Nina Alag Suri: I always wanted to be an entrepreneur, work my own way. I always wanted to create something as opposed to follow set rules or a limited job profile. I got an opportunity to leave the corporate world and start my entrepreneurship when I was pregnant with my second child and was told by my boss then that he prefers non pregnant women in sales role! The sheer audacity of that statement got me so enraged that there couldn’t have been a better time to do my own venture and set my own rules!


Why do you think there are so few women in tech?

Nina Alag Suri: There's a lot of stereotyping around tech. Everybody assumes it is difficult and very male dominated and that mathematics and physics are not for everyone. I think this is changing now, also the change needs to come from very early life from home, schools and society. This is fortunately changing if you look at the number of women computer scientists, but why they do not reach a leadership role is still an issue we need to address.

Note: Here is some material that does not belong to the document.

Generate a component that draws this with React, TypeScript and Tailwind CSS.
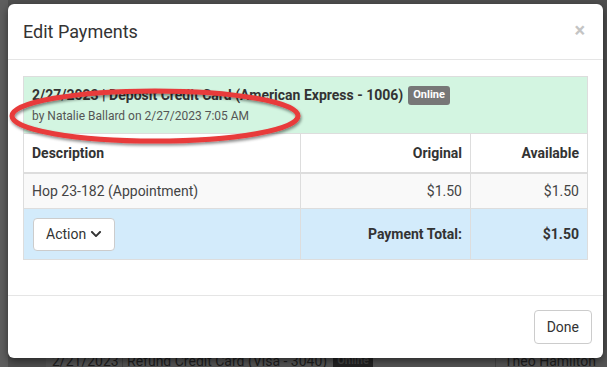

Cherilyn Tan: My mother was rare, and usually girls look up to women as young children. Generations of women who have been homemakers only knew the world they existed and operated in, and they seldom coincided with technology, or even systems thinking, on a day-to-day basis.

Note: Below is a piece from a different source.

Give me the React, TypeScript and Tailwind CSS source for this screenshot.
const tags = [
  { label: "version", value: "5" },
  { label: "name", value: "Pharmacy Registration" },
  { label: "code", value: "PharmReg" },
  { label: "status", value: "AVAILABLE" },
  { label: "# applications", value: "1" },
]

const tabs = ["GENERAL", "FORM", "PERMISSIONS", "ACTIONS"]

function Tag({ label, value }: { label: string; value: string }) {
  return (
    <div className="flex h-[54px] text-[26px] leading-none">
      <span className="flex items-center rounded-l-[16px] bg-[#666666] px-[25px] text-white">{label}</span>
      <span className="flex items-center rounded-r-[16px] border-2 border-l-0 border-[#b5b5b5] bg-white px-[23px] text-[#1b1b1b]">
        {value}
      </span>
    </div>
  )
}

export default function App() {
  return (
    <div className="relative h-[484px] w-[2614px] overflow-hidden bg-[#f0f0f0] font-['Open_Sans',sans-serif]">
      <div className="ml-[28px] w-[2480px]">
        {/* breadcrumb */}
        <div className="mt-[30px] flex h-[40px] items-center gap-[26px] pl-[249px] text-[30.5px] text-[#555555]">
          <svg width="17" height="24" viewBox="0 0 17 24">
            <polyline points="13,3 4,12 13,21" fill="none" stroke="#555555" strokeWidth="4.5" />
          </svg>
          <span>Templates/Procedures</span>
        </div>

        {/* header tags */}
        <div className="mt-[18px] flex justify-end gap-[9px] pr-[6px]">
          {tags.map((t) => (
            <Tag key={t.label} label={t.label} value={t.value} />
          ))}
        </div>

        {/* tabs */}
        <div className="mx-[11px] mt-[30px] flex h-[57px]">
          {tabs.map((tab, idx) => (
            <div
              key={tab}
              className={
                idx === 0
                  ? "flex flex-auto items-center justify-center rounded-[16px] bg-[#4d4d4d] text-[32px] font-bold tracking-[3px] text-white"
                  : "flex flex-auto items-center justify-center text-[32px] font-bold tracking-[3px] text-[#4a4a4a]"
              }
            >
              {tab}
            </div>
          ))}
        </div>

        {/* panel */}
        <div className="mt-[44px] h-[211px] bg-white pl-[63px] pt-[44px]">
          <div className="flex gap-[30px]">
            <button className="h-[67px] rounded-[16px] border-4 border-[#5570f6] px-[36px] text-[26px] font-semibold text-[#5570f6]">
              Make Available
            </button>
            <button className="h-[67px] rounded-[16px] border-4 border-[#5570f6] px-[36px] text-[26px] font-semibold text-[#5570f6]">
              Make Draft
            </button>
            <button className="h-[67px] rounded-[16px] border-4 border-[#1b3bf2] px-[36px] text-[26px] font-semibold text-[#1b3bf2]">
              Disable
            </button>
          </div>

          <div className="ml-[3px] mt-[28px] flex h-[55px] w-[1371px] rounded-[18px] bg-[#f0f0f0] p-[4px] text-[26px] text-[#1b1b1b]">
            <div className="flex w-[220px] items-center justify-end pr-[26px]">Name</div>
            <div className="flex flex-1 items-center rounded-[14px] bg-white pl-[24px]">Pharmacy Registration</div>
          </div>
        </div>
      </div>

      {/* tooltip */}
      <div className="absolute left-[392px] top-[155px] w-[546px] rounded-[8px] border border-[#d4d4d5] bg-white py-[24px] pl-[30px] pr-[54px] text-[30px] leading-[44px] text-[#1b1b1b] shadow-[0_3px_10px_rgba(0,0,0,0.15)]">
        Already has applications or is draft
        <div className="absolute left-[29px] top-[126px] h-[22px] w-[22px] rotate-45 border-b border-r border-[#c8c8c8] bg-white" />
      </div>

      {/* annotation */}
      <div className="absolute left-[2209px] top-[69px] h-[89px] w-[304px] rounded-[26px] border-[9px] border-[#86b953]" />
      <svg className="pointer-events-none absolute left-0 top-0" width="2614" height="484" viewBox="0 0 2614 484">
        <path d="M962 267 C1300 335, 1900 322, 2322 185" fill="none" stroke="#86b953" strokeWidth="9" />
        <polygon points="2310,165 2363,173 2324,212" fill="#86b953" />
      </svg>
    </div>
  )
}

Farnoush Mirmoeini: You can have women getting tech jobs when they haven't been into science and technology when in school, so I think a lot of it is culture. Tech has a very white male culture. This is something that deters a lot of girls in the first place.


What can be done to increase diversity?

Farnoush Mirmoeini: Diversity and inclusion is a plus for a company that has D&I policies and negative for those that don't. I don't know how much private companies are doing this, but I'm hoping it would eventually have a ripple effect. Companies with these policies signal that everyone has to improve.

Nina Alag Suri: I think it's a two-pronged approach. One is start early, make sure you're removing the fear around tech. And then it is all about making sure there is a place for everyone and inclusion at every level. I do think the world needs to start removing biases around hiring.

Cherilyn Tan: I believe the market is already doing its best to increase diversity. Structures are put up to help more women get into the sector, and more role models are being promoted. However, I feel the efforts are isolated. Women entrepreneurs are not celebrated as much as male entrepreneurs.


Is there anything within your own business you are doing to attract more women into the sector?

Cherilyn Tan: Yes, internally within the team we try to keep a 50-50 gender split as much as we can. We actively seek out and appoint female advisors and get them involved in the growing with us. We support women-in-tech events, mentor women, and hire men who respect and agree with that.
 

We support women-in-tech events, mentor women, and hire men who respect and agree with that.

Farnoush Mirmoeini: We try to give opportunities equally to men and women. We won't have a reverse bias and hire more women. As a small company, we have limited tools for this, but what do is try to have a more female-friendly and equal and diverse workplace, and support people that work for us.

Nina Alag Suri: My previous company was an executive search firm. I realised how subjective the topic of hiring was. And so I started X0PA purely so that we could make hiring an objective, scientific process, as opposed to being subjective. The entire platform and technology is around removing biases.


Who do you admire in business and why?

Nina Alag Suri: I admire work around inclusion. That's my biggest focus, so anybody who talks a lot about that suddenly becomes my favourite.

Farnoush Mirmoeini: I can't zero in on one person, but I admire Jeff Bezos for being able to create a very interesting company and changing the world. In the end, I think everyone has to find their own path and see what things we admire in different people that we can model ourselves after.

Cherilyn Tan: I admire strategists in the market: Robert Iger, Bill Gates, Steve Jobs. For me, the ability to see through noise and just have laser focus in the things that matter makes a huge difference in how businesses are grown in the market. They are generalists and specialists at the same time.